Back to the race, and I had agreed to run with my beautiful wife, just in case she got lost, although with so many people there this was highly unlikely. I was happy to run a little slower as I had done a 7km swim the previous day and was still feeling a bit tired. Not the best preparation for what was going to be a fairly tough run for everyone.


With so many people running, we set off near the back, which in hindsight was a mistake as the first hill (which seemed to go on forever) had a couple of pinch points, so as soon as a few people started walking, everyone behind had to. The climb was also full of gnarly old cobbles, making it tough going under foot. Eventually the hill flattened allowing us to run for a while, before the next climb up round the back of the Pike.

As soon as the track started to descend my wife was off.
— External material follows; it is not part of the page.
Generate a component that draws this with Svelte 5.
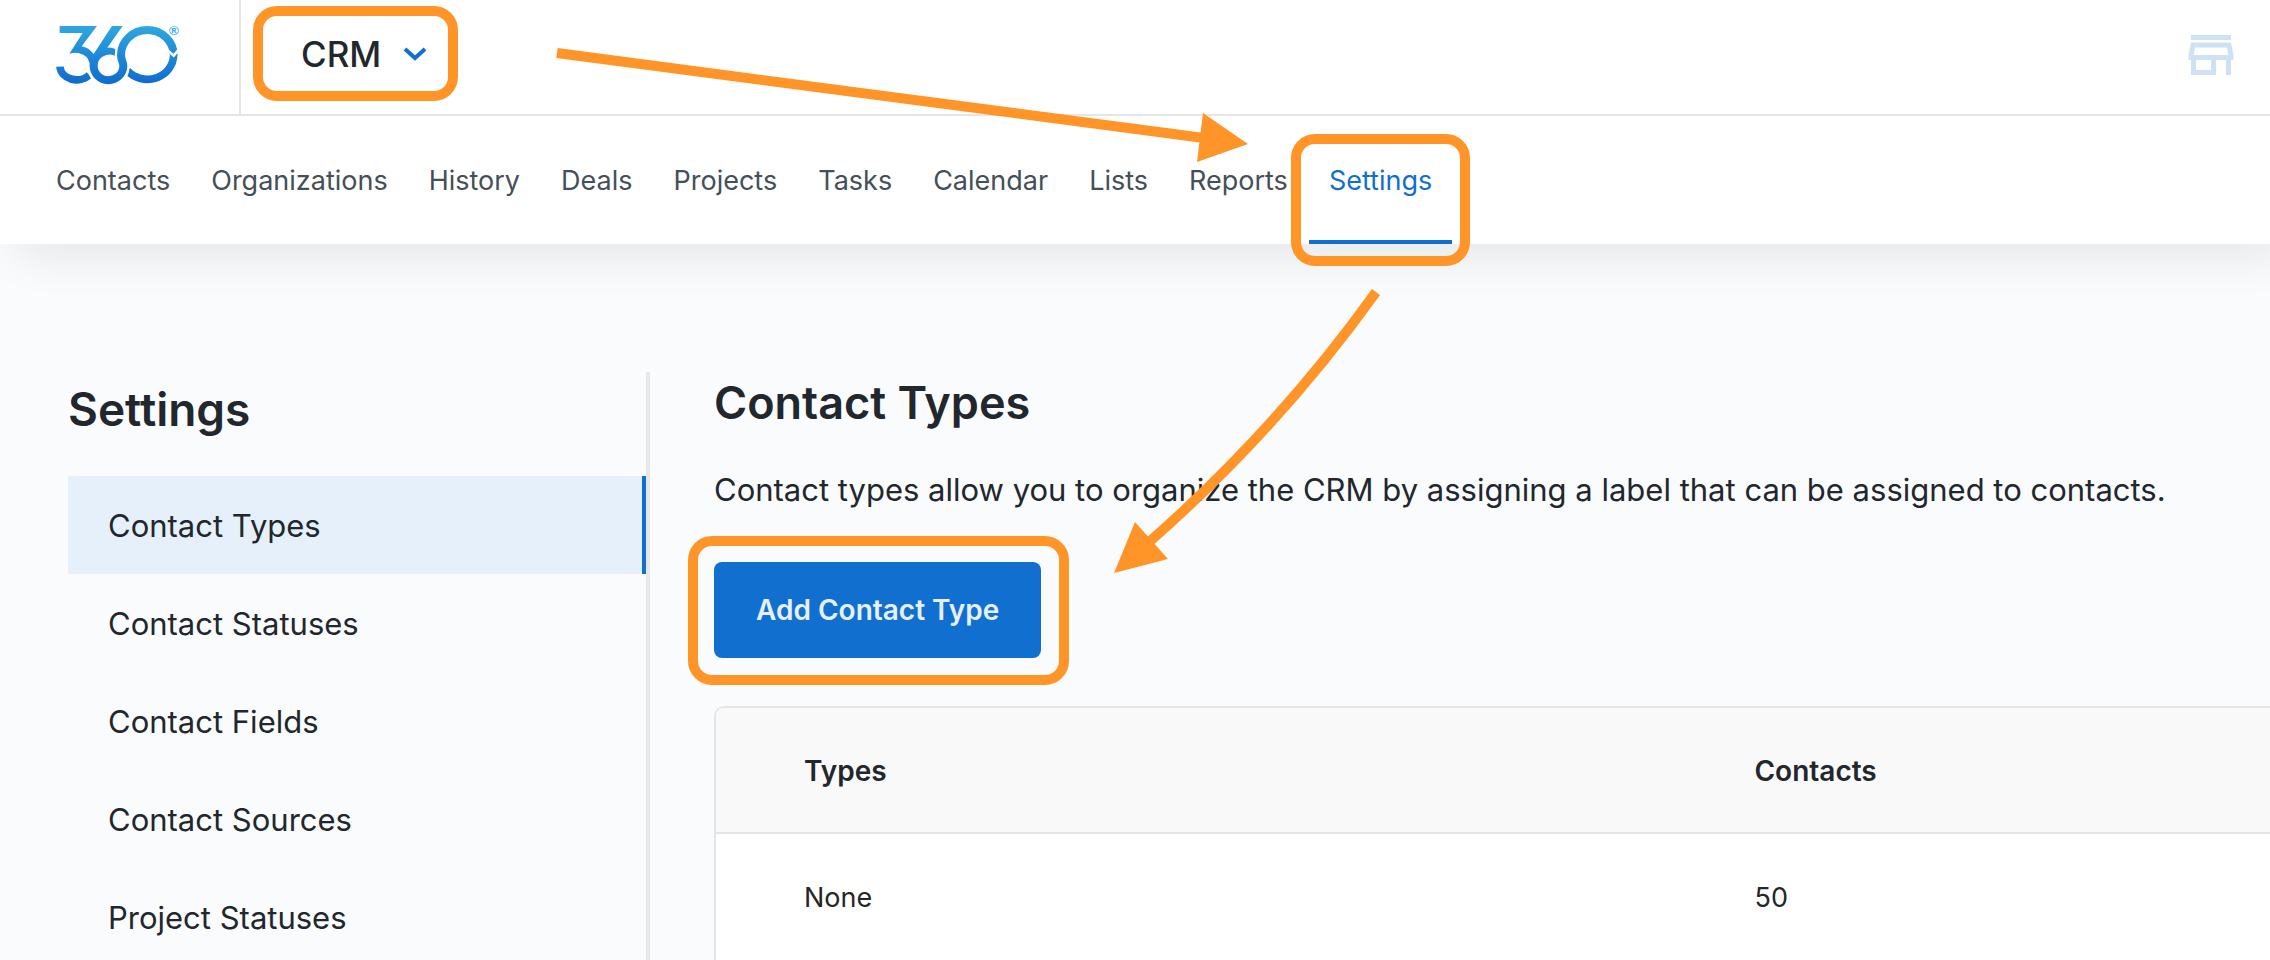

She is naturally a very good off-road runner, and I always struggle to keep up with her on the descents. The downhill bit didn’t last for too long as we soon headed off up Winter’s Hill, although not all the way to the top where the large mast is. The track off the top was again very tricky and muddy, and I was overtaking by quite a few people. The view was also spectacular, not through the mist, but with all of the head torches disappearing into the distance.
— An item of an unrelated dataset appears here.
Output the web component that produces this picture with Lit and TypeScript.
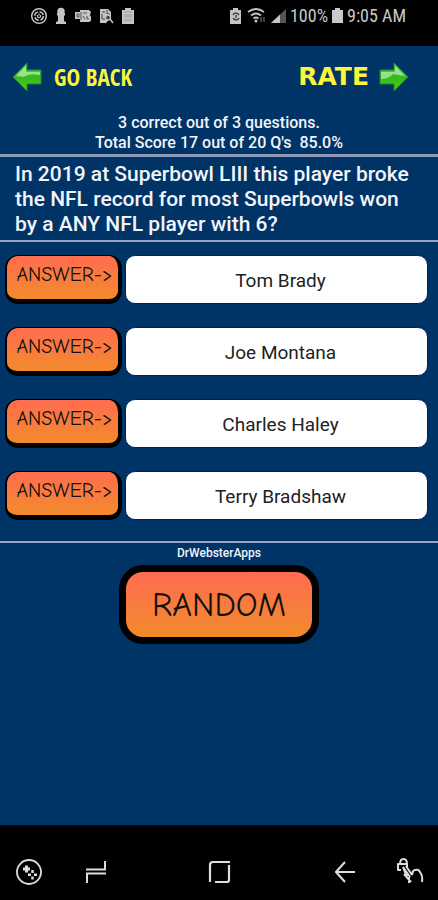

Back onto the wide track before the final descent back to the race HQ, with large grins on our faces. Both of us loved the event, very well organised, plenty of marshalls and generally lots of very happy runners. The whole event had been given an ‘alien’ theme, hence the unusual medal and race number.


The race numbers also had a small timing chip on the back, so the results were online within a couple of hours of crossing the finish line. My amazing wife even managed to finish 5th in her age group. Another nice feature was that the official race photos were uploaded onto Facebook so that you could download any you wanted for free.

A big thank you to Epic Events for putting on a great race, and to all of the volunteers, supporters and marshalls who turned out on a cold and windy night in January. Definitely a race that we will be doing again.